### To be done
Copy out the data below as written; omit any images.

### Raw data
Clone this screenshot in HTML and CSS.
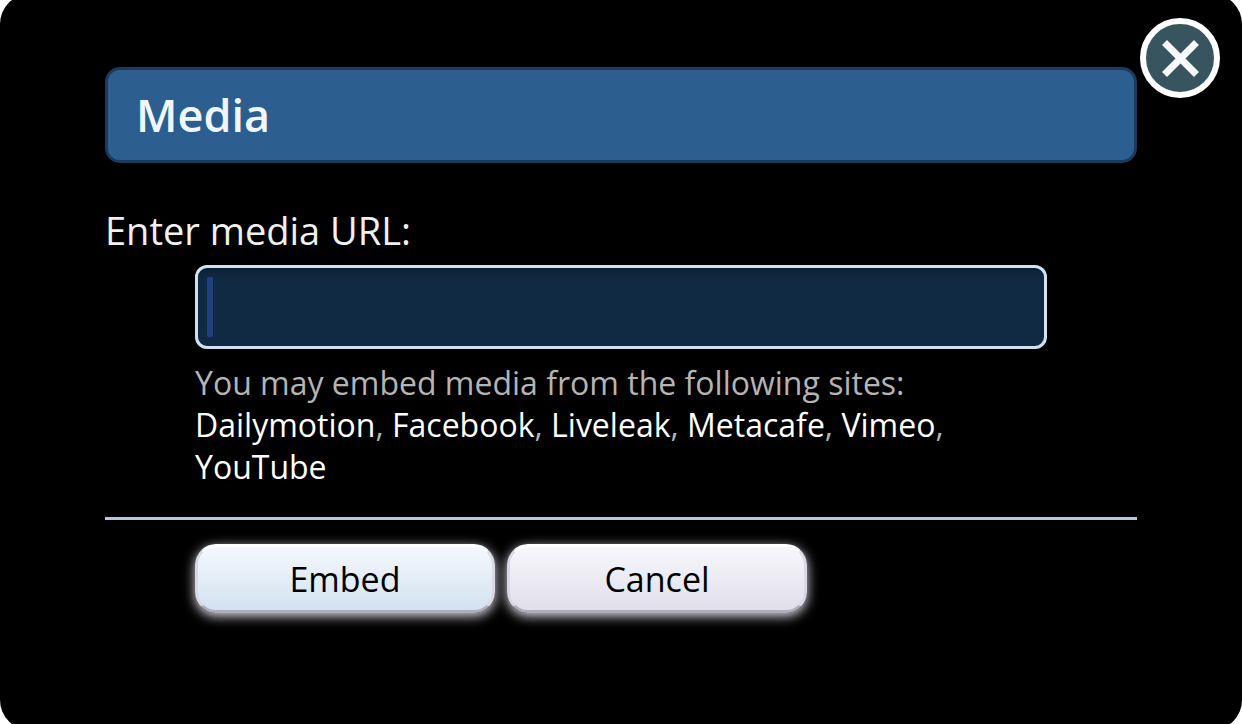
FILE: index.html
```html
<!DOCTYPE html>
<html lang="en">
<head>
<meta charset="utf-8">
<meta name="viewport" content="width=device-width, initial-scale=1">
<title>Media</title>
<link rel="stylesheet" href="styles.css">
</head>
<body>
<main class="overlay" role="dialog" aria-labelledby="title">
  <button class="close" type="button" aria-label="Close">
    <svg class="close-icon" viewBox="0 0 80 80" aria-hidden="true">
      <circle cx="40" cy="40" r="37" fill="#38555f" stroke="#fff" stroke-width="6"/>
      <path d="M27 27 L54 54 M54 27 L27 54" fill="none" stroke="#f7f9fa" stroke-width="7" stroke-linecap="square"/>
    </svg>
  </button>
  <h1 class="heading" id="title">Media</h1>
  <form class="form">
    <label class="label" for="media-url">Enter media URL:</label>
    <div class="content">
      <div class="field">
        <input class="input" id="media-url" type="text" aria-describedby="sites">
        <span class="caret" aria-hidden="true"></span>
      </div>
      <p class="hint" id="sites">You may embed media from the following sites:<br><span class="site">Dailymotion</span>, <span class="site">Facebook</span>, <span class="site">Liveleak</span>, <span class="site">Metacafe</span>, <span class="site">Vimeo</span>, <br><span class="site">YouTube</span></p>
    </div>
    <div class="actions">
      <button class="button button-primary" type="button">Embed</button>
      <button class="button" type="button">Cancel</button>
    </div>
  </form>
</main>
</body>
</html>
```
FILE: styles.css
```css
* {
  box-sizing: border-box;
}

body {
  margin: 0;
  min-height: 100vh;
  overflow: hidden;
  display: flex;
  background: #fff;
  font-family: "Open Sans", "Noto Sans", sans-serif;
}

.overlay {
  position: relative;
  flex: 1;
  margin: -6px 0;
  padding: 73px 105px;
  border-radius: 30px;
  background: #000;
}

.close {
  position: absolute;
  top: 24px;
  right: 22px;
  width: 80px;
  height: 80px;
  padding: 0;
  border: 0;
  background: none;
}

.close-icon {
  display: block;
  width: 100%;
  height: 100%;
}

.heading {
  margin: 0;
  padding: 15px 28px;
  border: 3px solid #1c3a59;
  border-radius: 15px;
  background: #2d5e90;
  color: #f0f7fc;
  font-size: 45px;
  line-height: 60px;
  font-weight: 600;
}

.label {
  display: block;
  margin: 42px 0 10px;
  color: #f0f0f0;
  font-size: 38px;
  line-height: 50px;
}

.content {
  padding: 0 90px;
}

.field {
  position: relative;
}

.input {
  display: block;
  width: 100%;
  height: 84px;
  padding: 9px;
  border: 3px solid #d1e1f2;
  border-radius: 12px;
  outline: 0;
  background: linear-gradient(#0c2034, #102a44 12px);
  color: #f0f7fc;
  font: inherit;
  font-size: 38px;
}

.caret {
  position: absolute;
  top: 12px;
  left: 12px;
  width: 6px;
  height: 60px;
  border-radius: 2px;
  background: #213f7d;
}

.hint {
  margin: 13px 0 29px;
  color: #b4b4b4;
  font-size: 32px;
  line-height: 42px;
}

.site {
  color: #fff;
}

.actions {
  display: flex;
  gap: 12px;
  padding: 24px 90px;
  border-top: 3px solid #b0c9df;
}

.button {
  width: 300px;
  height: 69px;
  padding: 0;
  border: 3px solid;
  border-color: #fff #d9d8e4 #aeadb8;
  border-radius: 21px;
  background: linear-gradient(#f7f7fb, #e0dfec);
  box-shadow: 0 3px 12px #dddde8;
  color: #000;
  font-family: inherit;
  font-size: 34px;
  line-height: 60px;
}

.button-primary {
  background: linear-gradient(#f5f8fd, #d2e2f1);
}
```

### Problem solution
Clone this screenshot in HTML and CSS.
FILE: index.html
```html
<!DOCTYPE html>
<html lang="en">
<head>
<meta charset="utf-8">
<meta name="viewport" content="width=device-width, initial-scale=1">
<title>Media</title>
<link rel="stylesheet" href="styles.css">
</head>
<body>
<main class="overlay" role="dialog" aria-labelledby="title">
  <button class="close" type="button" aria-label="Close">
    <svg class="close-icon" viewBox="0 0 80 80" aria-hidden="true">
      <circle cx="40" cy="40" r="37" fill="#38555f" stroke="#fff" stroke-width="6"/>
      <path d="M27 27 L54 54 M54 27 L27 54" fill="none" stroke="#f7f9fa" stroke-width="7" stroke-linecap="square"/>
    </svg>
  </button>
  <h1 class="heading" id="title">Media</h1>
  <form class="form">
    <label class="label" for="media-url">Enter media URL:</label>
    <div class="content">
      <div class="field">
        <input class="input" id="media-url" type="text" aria-describedby="sites">
        <span class="caret" aria-hidden="true"></span>
      </div>
      <p class="hint" id="sites">You may embed media from the following sites:<br><span class="site">Dailymotion</span>, <span class="site">Facebook</span>, <span class="site">Liveleak</span>, <span class="site">Metacafe</span>, <span class="site">Vimeo</span>, <br><span class="site">YouTube</span></p>
    </div>
    <div class="actions">
      <button class="button button-primary" type="button">Embed</button>
      <button class="button" type="button">Cancel</button>
    </div>
  </form>
</main>
</body>
</html>
```
FILE: styles.css
```css
* {
  box-sizing: border-box;
}

body {
  margin: 0;
  min-height: 100vh;
  overflow: hidden;
  display: flex;
  background: #fff;
  font-family: "Open Sans", "Noto Sans", sans-serif;
}

.overlay {
  position: relative;
  flex: 1;
  margin: -6px 0;
  padding: 73px 105px;
  border-radius: 30px;
  background: #000;
}

.close {
  position: absolute;
  top: 24px;
  right: 22px;
  width: 80px;
  height: 80px;
  padding: 0;
  border: 0;
  background: none;
}

.close-icon {
  display: block;
  width: 100%;
  height: 100%;
}

.heading {
  margin: 0;
  padding: 15px 28px;
  border: 3px solid #1c3a59;
  border-radius: 15px;
  background: #2d5e90;
  color: #f0f7fc;
  font-size: 45px;
  line-height: 60px;
  font-weight: 600;
}

.label {
  display: block;
  margin: 42px 0 10px;
  color: #f0f0f0;
  font-size: 38px;
  line-height: 50px;
}

.content {
  padding: 0 90px;
}

.field {
  position: relative;
}

.input {
  display: block;
  width: 100%;
  height: 84px;
  padding: 9px;
  border: 3px solid #d1e1f2;
  border-radius: 12px;
  outline: 0;
  background: linear-gradient(#0c2034, #102a44 12px);
  color: #f0f7fc;
  font: inherit;
  font-size: 38px;
}

.caret {
  position: absolute;
  top: 12px;
  left: 12px;
  width: 6px;
  height: 60px;
  border-radius: 2px;
  background: #213f7d;
}

.hint {
  margin: 13px 0 29px;
  color: #b4b4b4;
  font-size: 32px;
  line-height: 42px;
}

.site {
  color: #fff;
}

.actions {
  display: flex;
  gap: 12px;
  padding: 24px 90px;
  border-top: 3px solid #b0c9df;
}

.button {
  width: 300px;
  height: 69px;
  padding: 0;
  border: 3px solid;
  border-color: #fff #d9d8e4 #aeadb8;
  border-radius: 21px;
  background: linear-gradient(#f7f7fb, #e0dfec);
  box-shadow: 0 3px 12px #dddde8;
  color: #000;
  font-family: inherit;
  font-size: 34px;
  line-height: 60px;
}

.button-primary {
  background: linear-gradient(#f5f8fd, #d2e2f1);
}
```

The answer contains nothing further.